Mais de 123 mil pessoas foram retiradas de Cabul por via aérea ao longo das últimas duas semanas. No entanto, milhares de afegãos que trabalharam com as forças internacionais não conseguiram chegar ao aeroporto.
Celebrações em Cabul não incomodam e aviso ao ISIS-K
Ao início desta terça-feira, logo após a saída do último avião norte-americano, os talibãs celebraram a vitória com foguetes, desfilaram pela pista do aeroporto de Cabul com armas das tropas americanas, dispararam tiros para o ar e desfilaram caixões cobertos com as bandeiras dos Estados Unidos e da NATO.

No entanto, o porta-voz do Pentágono disse não estar preocupado com o equipamento militar nas mãos dos talibãs.

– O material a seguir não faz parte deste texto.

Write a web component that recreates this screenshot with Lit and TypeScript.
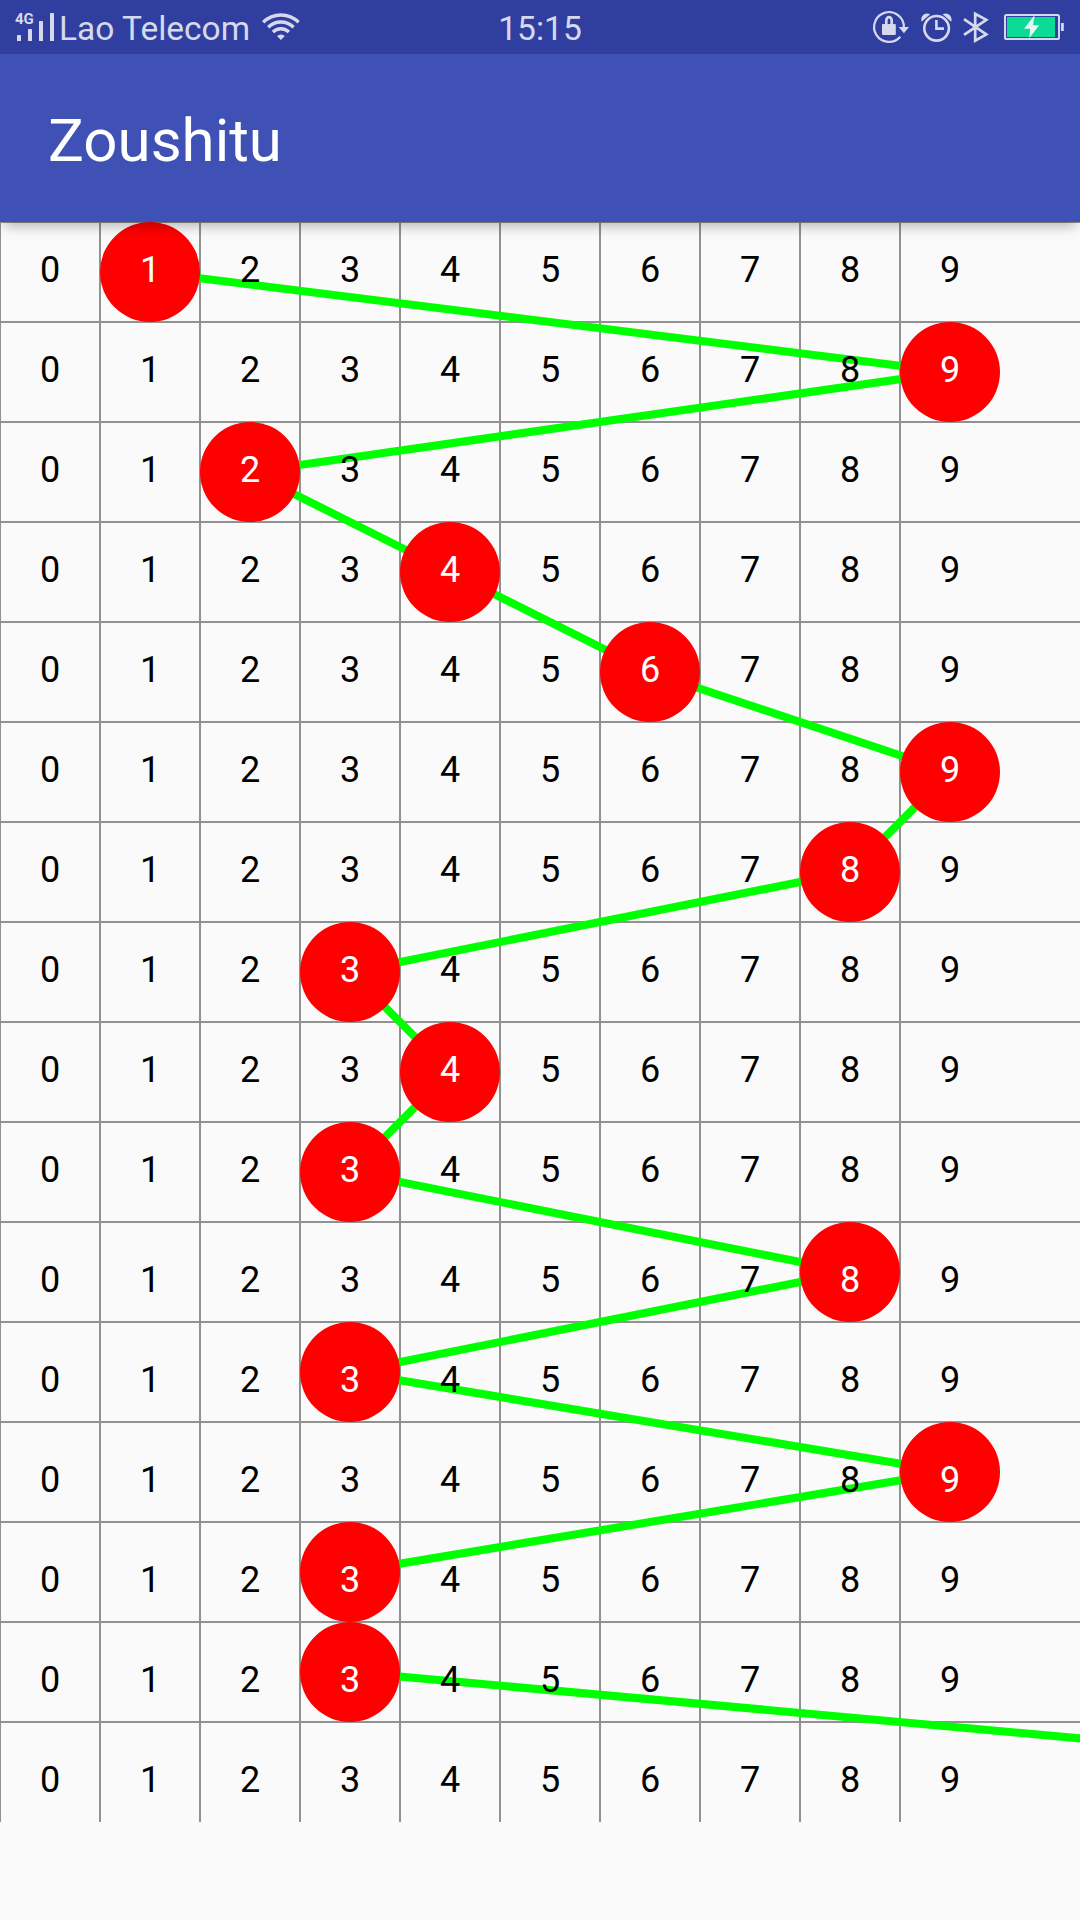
import { LitElement, html, svg, css } from "lit";
import { customElement, property } from "lit/decorators.js";
import { classMap } from "lit/directives/class-map.js";

const CELL = 100;
const COLUMNS = 10;
const DIGITS = Array.from({ length: COLUMNS }, (_, i) => i);

@customElement("status-bar")
class StatusBar extends LitElement {
  static styles = css`
    :host {
      display: grid;
      grid-template-columns: 1fr auto 1fr;
      height: 54px;
      background: #303f9f;
      color: #d6d9ec;
      font: 33.5px/57px Roboto, sans-serif;
    }
    .left,
    .right {
      display: flex;
    }
    .right {
      justify-content: flex-end;
    }
    .carrier {
      white-space: nowrap;
    }
    .icon {
      display: block;
      flex: none;
      fill: currentColor;
    }
    .network {
      font: 700 15px Roboto, sans-serif;
    }
    .stroke {
      fill: none;
      stroke: currentColor;
    }
    .charge {
      fill: #0adb97;
    }
    .bolt {
      fill: #e6f8f5;
      stroke: none;
    }
  `;

  render() {
    return html`
      <div class="left">
        <svg class="icon" width="59" height="54" viewBox="0 0 59 54">
          <text class="network" x="15" y="24">4G</text>
          <rect x="17" y="35" width="4" height="6" rx=".6" />
          <rect x="28" y="29" width="4" height="12" rx=".6" />
          <rect x="39" y="21" width="4" height="20" rx=".6" />
          <rect x="50" y="13" width="4" height="28" rx=".6" />
        </svg>
        <span class="carrier">Lao Telecom</span>
        <svg class="icon" width="54" height="54" viewBox="250 0 54 54">
          <g class="stroke" stroke-width="3.4">
            <path d="M263.2 22.3A25 25 0 0 1 298.6 22.3" />
            <path d="M268.2 27.3A18 18 0 0 1 293.6 27.3" />
            <path d="M272.9 32A11.3 11.3 0 0 1 288.9 32" />
          </g>
          <path d="M280.9 40L277 36.1A5.6 5.6 0 0 1 284.8 36.1Z" />
        </svg>
      </div>
      <span>15:15</span>
      <div class="right">
        <svg class="icon" width="220" height="54" viewBox="0 0 220 54">
          <path class="stroke" stroke-width="2.2" d="M40.3 36.7A14.9 14.9 0 1 1 43.9 27.5" />
          <path d="M38.7 27H49L43.9 33.2Z" />
          <rect x="22" y="24" width="13.8" height="11" rx="1" />
          <path class="stroke" stroke-width="2.7" d="M26.3 25V20.5A2.6 3.2 0 0 1 31.7 20.5V25" />
          <circle class="stroke" stroke-width="2.6" cx="76.6" cy="28.3" r="12.3" />
          <path class="stroke" stroke-width="2.6" d="M76.4 20V28.6H84" />
          <path d="M61.6 21.8C60 16.4 64.6 11.6 70.2 14.2Z" />
          <path d="M91.2 21.8C92.8 16.4 88.2 11.6 82.6 14.2Z" />
          <path class="stroke" stroke-width="2.7" d="M104 19.2L126.3 34.3L115.2 40.6V13.8L126.3 19.9L104 34.9" />
          <rect class="stroke" stroke-width="2" x="145" y="15" width="54" height="24" rx="1.6" />
          <rect class="charge" x="147" y="17" width="48" height="20" />
          <path class="bolt" d="M174.7 15L164 28.8H170.2L169.2 38.3L179.2 25.2H173Z" />
          <rect x="201" y="23" width="2.8" height="8" />
        </svg>
      </div>
    `;
  }
}

@customElement("trend-chart")
class TrendChart extends LitElement {
  @property({ attribute: false }) picks: number[] = [];

  static styles = css`
    :host {
      display: block;
      position: relative;
      font: 36px/96px Roboto, sans-serif;
      color: #000;
    }
    .plot {
      position: absolute;
      top: 0;
      left: 0;
      display: block;
    }
    .grid {
      stroke: #919191;
      stroke-width: 2;
    }
    .trend {
      fill: none;
      stroke: #00ff00;
      stroke-width: 8;
    }
    .ball {
      fill: #ff0000;
    }
    .row {
      position: relative;
      display: grid;
      grid-template-columns: repeat(10, 100px);
      height: 100px;
      box-sizing: border-box;
      text-align: center;
    }
    .row.low {
      padding-top: 10px;
    }
    .picked {
      color: #fff;
    }
  `;

  render() {
    const rows = this.picks.length;
    const height = rows * CELL;
    const centre = (i: number) => i * CELL + CELL / 2;
    const points = this.picks.map((p, r) => `${centre(p)},${centre(r)}`).join(" ");
    return html`
      <svg class="plot" width="1080" height=${height}>
        <g class="grid">
          ${this.picks.map((_, r) => svg`<line x1="0" x2="1080" y1=${r * CELL} y2=${r * CELL} />`)}
          ${DIGITS.map((c) => svg`<line x1=${c * CELL} x2=${c * CELL} y1="0" y2=${height} />`)}
        </g>
        <polyline class="trend" points=${points} />
        ${this.picks.map((p, r) => svg`<circle class="ball" cx=${centre(p)} cy=${centre(r)} r="50" />`)}
      </svg>
      ${this.picks.map(
        (pick, r) => html`
          <div class=${classMap({ row: true, low: r > 9 })}>
            ${DIGITS.map((d) => html`<span class=${classMap({ picked: d === pick })}>${d}</span>`)}
          </div>
        `
      )}
    `;
  }
}

@customElement("app-root")
class AppRoot extends LitElement {
  static styles = css`
    :host {
      display: flex;
      flex-direction: column;
      height: 1920px;
      overflow: hidden;
      background: #fafafa;
    }
    .bar {
      position: relative;
      z-index: 1;
      flex: none;
      height: 168px;
      box-sizing: border-box;
      padding-left: 48px;
      background: #3f51b5;
      color: #fff;
      font: 60px/173px Roboto, sans-serif;
      box-shadow: 0 8px 12px -4px rgba(0, 0, 0, 0.28);
    }
    status-bar {
      position: relative;
      z-index: 2;
      flex: none;
    }
  `;

  // The last draw lies beyond the visible columns, so its line runs off the edge.
  private picks = [1, 9, 2, 4, 6, 9, 8, 3, 4, 3, 8, 3, 9, 3, 3, 14];

  render() {
    return html`
      <status-bar></status-bar>
      <div class="bar">Zoushitu</div>
      <trend-chart .picks=${this.picks}></trend-chart>
    `;
  }
}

O “ambiente de ameaça” continua elevado e os Estados Unidos estão mais preocupados a possível ajuda dos talibãs para lidar com o perigo do ISIS-K dentro do Afeganistão.

O presidente Biden deixou ainda um aviso ao grupo afiliado do Estado Islâmico, que reclamou responsabilidade pelo ataque de quinta-feira que vitimou mais de 157 civis afegãos e 13 soldados americanos. “Ainda não acabámos convosco”, disse.

“Enquanto comandante-em-chefe, acredito firmemente que a melhor maneira de proteger a nossa segurança é por meio de uma estratégia dura, implacável, focada e precisa, que persegue o terror onde ele está hoje. Não onde estava há duas décadas”, concluiu Joe Biden.

Pouco depois do discurso de Biden, o Senado aprovou legislação para auxiliar os americanos que regressam do Afeganistão, enquanto os países da União Europeia querem aumentar a ajuda aos países da região, bem como ao Afeganistão.

Na manhã de quarta-feira, centenas de pessoas formava longas filas às portas dos bancos. As agências noticiosas começam ainda a divulgar relatos do reforço da lei islâmica, a sharia, como o espancamento de mulheres nas ruas. O aeroporto de Cabul continua fechado e os talibãs esforçavam-se por manter edifícios do governo e hospitais a funcionar.